DIRECTIONS: Below are the entries; count the lines in them that contain the word "React" and give only the number.

EXTRACTED MATERIAL:
┌──
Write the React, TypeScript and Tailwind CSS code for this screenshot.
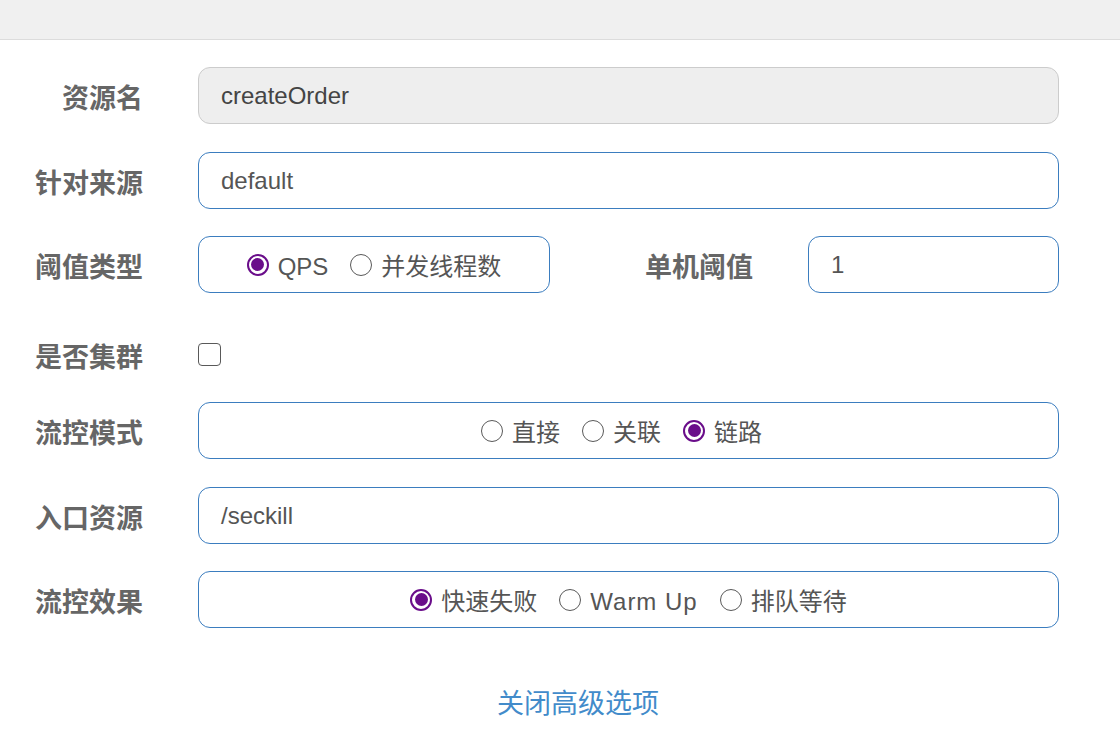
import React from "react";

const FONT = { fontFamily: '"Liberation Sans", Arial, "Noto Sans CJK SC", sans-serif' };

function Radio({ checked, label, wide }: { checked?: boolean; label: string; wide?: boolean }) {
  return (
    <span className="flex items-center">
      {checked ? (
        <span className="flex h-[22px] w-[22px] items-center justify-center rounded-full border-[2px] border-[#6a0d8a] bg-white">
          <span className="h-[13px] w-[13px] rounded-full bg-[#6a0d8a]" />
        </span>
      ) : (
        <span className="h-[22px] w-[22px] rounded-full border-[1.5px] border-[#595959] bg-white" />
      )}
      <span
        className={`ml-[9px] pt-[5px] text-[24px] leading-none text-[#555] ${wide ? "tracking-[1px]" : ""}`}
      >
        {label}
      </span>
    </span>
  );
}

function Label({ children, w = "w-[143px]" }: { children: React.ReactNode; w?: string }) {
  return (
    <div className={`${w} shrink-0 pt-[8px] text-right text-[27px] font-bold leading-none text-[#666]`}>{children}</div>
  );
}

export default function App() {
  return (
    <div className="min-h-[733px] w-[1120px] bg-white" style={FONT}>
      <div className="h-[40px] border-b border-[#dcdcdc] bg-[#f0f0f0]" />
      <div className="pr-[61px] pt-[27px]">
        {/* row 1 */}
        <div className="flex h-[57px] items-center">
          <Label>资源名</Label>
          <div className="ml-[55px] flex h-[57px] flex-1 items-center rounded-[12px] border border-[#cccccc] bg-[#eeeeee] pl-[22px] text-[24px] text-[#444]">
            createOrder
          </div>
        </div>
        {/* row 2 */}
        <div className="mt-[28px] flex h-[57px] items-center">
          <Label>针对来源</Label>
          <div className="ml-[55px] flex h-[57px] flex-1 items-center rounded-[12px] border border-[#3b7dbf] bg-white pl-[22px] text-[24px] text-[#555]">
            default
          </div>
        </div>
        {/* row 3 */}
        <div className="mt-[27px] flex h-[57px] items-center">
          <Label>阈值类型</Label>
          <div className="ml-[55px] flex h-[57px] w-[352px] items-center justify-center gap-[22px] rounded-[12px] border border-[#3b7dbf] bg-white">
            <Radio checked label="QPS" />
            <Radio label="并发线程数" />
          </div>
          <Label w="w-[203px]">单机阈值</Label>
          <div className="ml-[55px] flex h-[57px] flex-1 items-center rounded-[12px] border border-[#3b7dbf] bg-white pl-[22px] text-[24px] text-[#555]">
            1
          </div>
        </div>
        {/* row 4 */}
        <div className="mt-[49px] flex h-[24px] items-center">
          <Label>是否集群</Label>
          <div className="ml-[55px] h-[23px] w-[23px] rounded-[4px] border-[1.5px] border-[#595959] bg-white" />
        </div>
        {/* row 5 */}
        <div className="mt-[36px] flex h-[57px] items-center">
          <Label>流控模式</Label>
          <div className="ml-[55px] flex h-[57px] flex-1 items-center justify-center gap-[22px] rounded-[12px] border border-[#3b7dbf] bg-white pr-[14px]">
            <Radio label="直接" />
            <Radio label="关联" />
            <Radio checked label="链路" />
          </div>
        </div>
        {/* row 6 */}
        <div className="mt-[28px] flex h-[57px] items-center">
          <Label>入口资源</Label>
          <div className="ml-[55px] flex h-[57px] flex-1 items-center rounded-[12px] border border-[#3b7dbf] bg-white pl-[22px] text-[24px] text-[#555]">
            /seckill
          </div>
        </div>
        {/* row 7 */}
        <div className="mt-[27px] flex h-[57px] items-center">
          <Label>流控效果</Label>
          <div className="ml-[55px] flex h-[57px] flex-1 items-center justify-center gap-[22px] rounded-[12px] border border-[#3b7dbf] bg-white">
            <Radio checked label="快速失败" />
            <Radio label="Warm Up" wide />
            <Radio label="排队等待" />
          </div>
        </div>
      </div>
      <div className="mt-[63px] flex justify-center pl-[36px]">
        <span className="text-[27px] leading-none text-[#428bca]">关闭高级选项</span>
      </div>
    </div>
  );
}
└──
┌──
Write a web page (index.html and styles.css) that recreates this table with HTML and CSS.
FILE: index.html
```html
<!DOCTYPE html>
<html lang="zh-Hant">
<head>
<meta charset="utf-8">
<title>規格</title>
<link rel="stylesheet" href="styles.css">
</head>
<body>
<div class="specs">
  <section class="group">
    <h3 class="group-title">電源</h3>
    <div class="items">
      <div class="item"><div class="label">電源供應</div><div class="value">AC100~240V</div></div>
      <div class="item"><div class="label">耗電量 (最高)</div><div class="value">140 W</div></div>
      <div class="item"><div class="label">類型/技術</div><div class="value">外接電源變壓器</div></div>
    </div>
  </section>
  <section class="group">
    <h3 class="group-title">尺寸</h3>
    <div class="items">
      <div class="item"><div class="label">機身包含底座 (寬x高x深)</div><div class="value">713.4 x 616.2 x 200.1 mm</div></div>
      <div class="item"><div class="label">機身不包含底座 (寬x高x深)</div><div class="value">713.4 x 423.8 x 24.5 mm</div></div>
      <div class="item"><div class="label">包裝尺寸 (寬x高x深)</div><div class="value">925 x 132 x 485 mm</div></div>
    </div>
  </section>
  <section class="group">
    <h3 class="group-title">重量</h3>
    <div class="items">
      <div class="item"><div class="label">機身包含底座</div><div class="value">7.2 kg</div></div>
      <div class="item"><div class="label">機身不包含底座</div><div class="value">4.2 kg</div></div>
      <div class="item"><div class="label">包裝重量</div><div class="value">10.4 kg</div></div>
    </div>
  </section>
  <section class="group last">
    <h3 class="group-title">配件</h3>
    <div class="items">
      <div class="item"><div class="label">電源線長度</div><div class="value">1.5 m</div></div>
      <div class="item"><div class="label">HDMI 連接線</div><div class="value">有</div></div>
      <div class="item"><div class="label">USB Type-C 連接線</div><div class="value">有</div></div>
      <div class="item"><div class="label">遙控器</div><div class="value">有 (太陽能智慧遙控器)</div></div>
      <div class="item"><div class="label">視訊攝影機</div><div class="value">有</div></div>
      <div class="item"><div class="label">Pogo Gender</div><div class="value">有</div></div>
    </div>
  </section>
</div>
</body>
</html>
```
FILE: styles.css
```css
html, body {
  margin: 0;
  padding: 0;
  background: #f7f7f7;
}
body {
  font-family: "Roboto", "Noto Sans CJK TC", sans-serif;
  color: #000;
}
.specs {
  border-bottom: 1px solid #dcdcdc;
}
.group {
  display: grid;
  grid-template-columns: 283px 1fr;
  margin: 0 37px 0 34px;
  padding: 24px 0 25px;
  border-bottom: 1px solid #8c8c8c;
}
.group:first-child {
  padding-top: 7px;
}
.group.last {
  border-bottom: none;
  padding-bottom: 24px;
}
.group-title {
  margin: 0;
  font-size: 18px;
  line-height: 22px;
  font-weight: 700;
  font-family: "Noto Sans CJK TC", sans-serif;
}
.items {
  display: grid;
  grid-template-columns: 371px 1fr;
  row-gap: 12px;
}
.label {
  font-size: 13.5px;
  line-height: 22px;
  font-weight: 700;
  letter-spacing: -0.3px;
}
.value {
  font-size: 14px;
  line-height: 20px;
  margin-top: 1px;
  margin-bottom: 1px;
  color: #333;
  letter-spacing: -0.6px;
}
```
└──
EXERCISE SOLUTION: 3